In certain instances, a breach in and of itself can mean the firm violated ethics or acted negligently.

Is a breach at a law firm more than a violation of ethics rules?
Yes, we think that, depending on the circumstances, it can constitute legal malpractice. In certain instances, a breach in and of itself can mean the firm violated ethics or acted negligently. The real question is whether they took reasonable steps to protect confidentiality of client information, and does it constitute malpractice or breach of contract or otherwise entitle former and current clients to damages. If the firm isn’t following best practices, then it’s going to be low hanging fruit for hackers.

What should law firms do to meet due diligence standards to protect their clients’ private information?
We can’t give blanket advice, as it really depends on what kind of information the law firm has. If there are sensitive health records or data that can be used for insider trading, the firm has a duty to protect that information. The top 20 largest firms have good procedures and are taking it seriously. Beyond that, we’re seeing firms that are not being thoughtful about security at all—if they did the most basic audit they would find problems. We also see firms where there are good policies in place but the lawyers simply don’t care and do whatever they want. You can have a very smart IT security policy but if you have a 65-year-old rainmaker who can’t use his laptop the way he wants to, it becomes a hard sell.
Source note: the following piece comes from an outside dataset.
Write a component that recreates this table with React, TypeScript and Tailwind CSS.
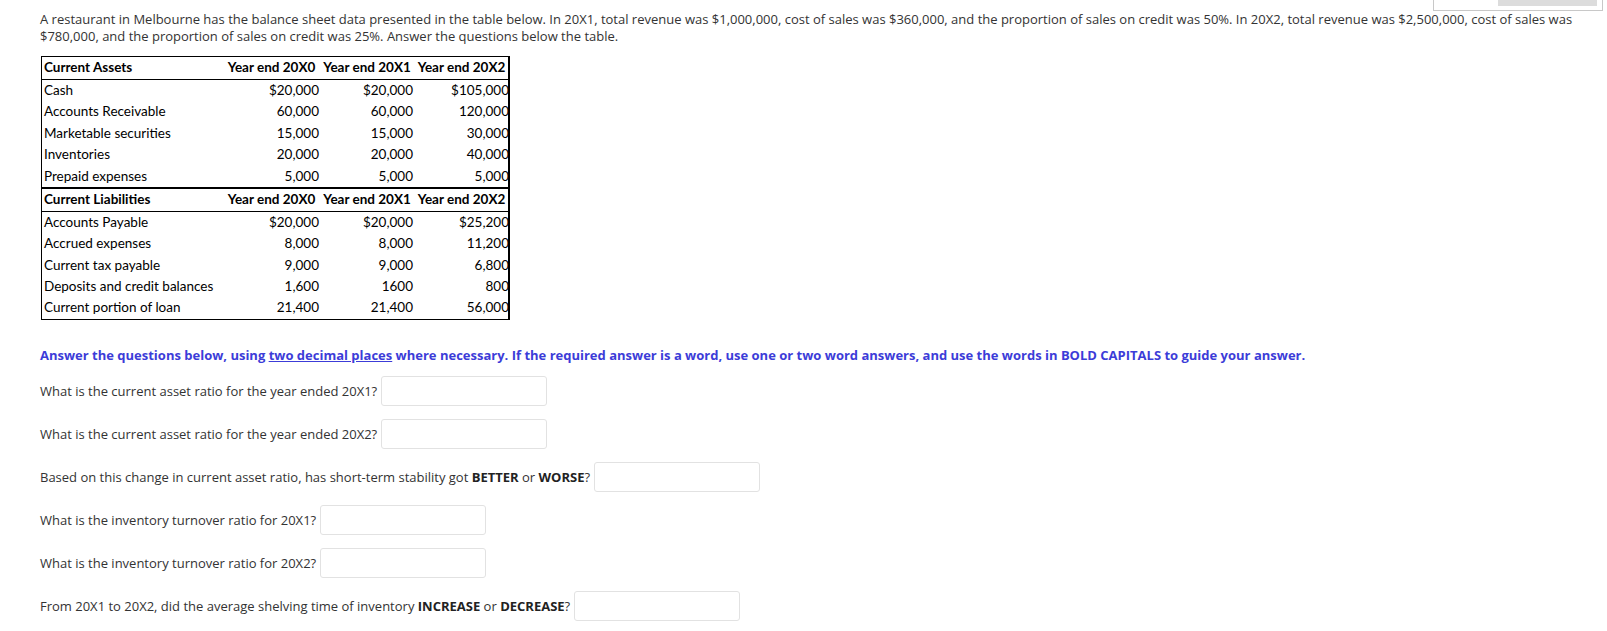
const assets = [
  ["Cash", "$20,000", "$20,000", "$105,000"],
  ["Accounts Receivable", "60,000", "60,000", "120,000"],
  ["Marketable securities", "15,000", "15,000", "30,000"],
  ["Inventories", "20,000", "20,000", "40,000"],
  ["Prepaid expenses", "5,000", "5,000", "5,000"],
];

const liabilities = [
  ["Accounts Payable", "$20,000", "$20,000", "$25,200"],
  ["Accrued expenses", "8,000", "8,000", "11,200"],
  ["Current tax payable", "9,000", "9,000", "6,800"],
  ["Deposits and credit balances", "1,600", "1600", "800"],
  ["Current portion of loan", "21,400", "21,400", "56,000"],
];

const years = ["Year end 20X0", "Year end 20X1", "Year end 20X2"];

function HeaderRow({ title }: { title: string }) {
  return (
    <div className="grid h-[22px] grid-cols-[181px_97px_94px_95px] items-center font-bold">
      <div className="pl-[2px]">{title}</div>
      {years.map((y) => (
        <div key={y} className="text-center">
          {y}
        </div>
      ))}
    </div>
  );
}

function DataRows({ rows }: { rows: string[][] }) {
  return (
    <div>
      {rows.map((row) => (
        <div
          key={row[0]}
          className="grid h-[21.4px] grid-cols-[181px_97px_94px_95px] items-center"
        >
          <div className="pl-[2px]">{row[0]}</div>
          <div className="pr-[1px] text-right">{row[1]}</div>
          <div className="pr-[1px] text-right">{row[2]}</div>
          <div className="text-right">{row[3]}</div>
        </div>
      ))}
    </div>
  );
}

function Answer({ children }: { children: React.ReactNode }) {
  return (
    <p className="flex h-[43px] items-center">
      <span>{children}</span>
      <input
        type="text"
        className="ml-[4px] h-[30px] w-[166px] rounded-[3px] border border-[#e2e2e2] bg-white outline-none"
      />
    </p>
  );
}

export default function App() {
  return (
    <div className="relative min-h-[631px] bg-white pl-[40px] font-['Open_Sans',sans-serif] text-[13px] leading-[17px] text-[#333]">
      <div className="absolute right-[4px] top-0 h-[11px] w-[170px] border-b border-l border-r border-[#c8c8c8] bg-white">
        <div className="absolute right-[5px] top-0 h-[6px] w-[99px] bg-[#dcdcdc]" />
      </div>

      <p className="w-[1540px] pt-[11px]">
        A restaurant in Melbourne has the balance sheet data presented in the table below. In 20X1, total revenue was
        $1,000,000, cost of sales was $360,000, and the proportion of sales on credit was 50%. In 20X2, total revenue was
        $2,500,000, cost of sales was $780,000, and the proportion of sales on credit was 25%. Answer the questions below
        the table.
      </p>

      <div className="ml-[1px] mt-[11px] w-[469px] border-b-[1.5px] border-l border-r-2 border-t border-black font-['Lato',sans-serif] text-[13.5px] leading-none text-black">
        <HeaderRow title="Current Assets" />
        <div className="border-t border-black">
          <DataRows rows={assets} />
        </div>
        <div className="border-t-2 border-black">
          <HeaderRow title="Current Liabilities" />
        </div>
        <div className="border-t border-black">
          <DataRows rows={liabilities} />
        </div>
      </div>

      <p className="mt-[27px] font-bold text-[#3c3cd8]">
        Answer the questions below, using <span className="underline">two decimal places</span> where necessary. If the
        required answer is a word, use one or two word answers, and use the words in BOLD CAPITALS to guide your answer.
      </p>

      <div className="mt-[6px]">
        <Answer>What is the current asset ratio for the year ended 20X1?</Answer>
        <Answer>What is the current asset ratio for the year ended 20X2?</Answer>
        <Answer>
          Based on this change in current asset ratio, has short-term stability got <b className="text-[#222]">BETTER</b> or{" "}
          <b className="text-[#222]">WORSE</b>?
        </Answer>
        <Answer>What is the inventory turnover ratio for 20X1?</Answer>
        <Answer>What is the inventory turnover ratio for 20X2?</Answer>
        <Answer>
          From 20X1 to 20X2, did the average shelving time of inventory <b className="text-[#222]">INCREASE</b> or{" "}
          <b className="text-[#222]">DECREASE</b>?
        </Answer>
      </div>
    </div>
  );
}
I think we’ll see this change as the repercussions affect these people who ignore the protocols. Lawyers should realize that they need to honor their duties to their clients.

Are these firms giving their clients cybersecurity advice that they’re not following themselves?
Yes, we have seen examples of attorneys who gave very public advice and acknowledged that law firms would be targets for hackers yet who are not just negligent but reckless in their own practices. There’s a false sense of security for law firms. One reason is that this hasn’t happened to that many people in our industry. Secondly, these cases are typically filed under seal so as to not alert hackers of existing vulnerabilities. Some people in the industry would be surprised about what’s been happening but hasn’t yet come to light publicly. We expect this to change over time. In healthcare, for example, you are simply not allowed to practice if you don’t follow HIPAA and the same should be true for lawyers. These are the types of arguments we look forward to making in front of a jury.

In summary…
We want to thank Mr. Edelson for his expert insights into this issue. Jay and his colleagues often speak at the NetDiligence® Cyber Liability Conferences, and are crowd favorites. It is universally agreed, especially in the cyber liability insurance community, that the legal sector has tremendous cyber risk for the many reasons Jay described. Firms store and communicate vast amounts of sensitive client data, from PII to IP and trade secrets that are very attractive to hackers. Too often, basic security controls like encryption are missing. Daily vigilance is required when lawyers strive to protect their information assets, whether that data typically resides in logical nodes such as databases or outside the law firm walls (e.g., with a cloud provider, laptops at home, etc.). Maintaining an inventory of both systems and data locations is a critical step in any data security strategy. Finally, knowing this sector is being targeted, it makes sense for law firms to work with a broker and insurer to ensure that they have the right cyber liability coverage in place.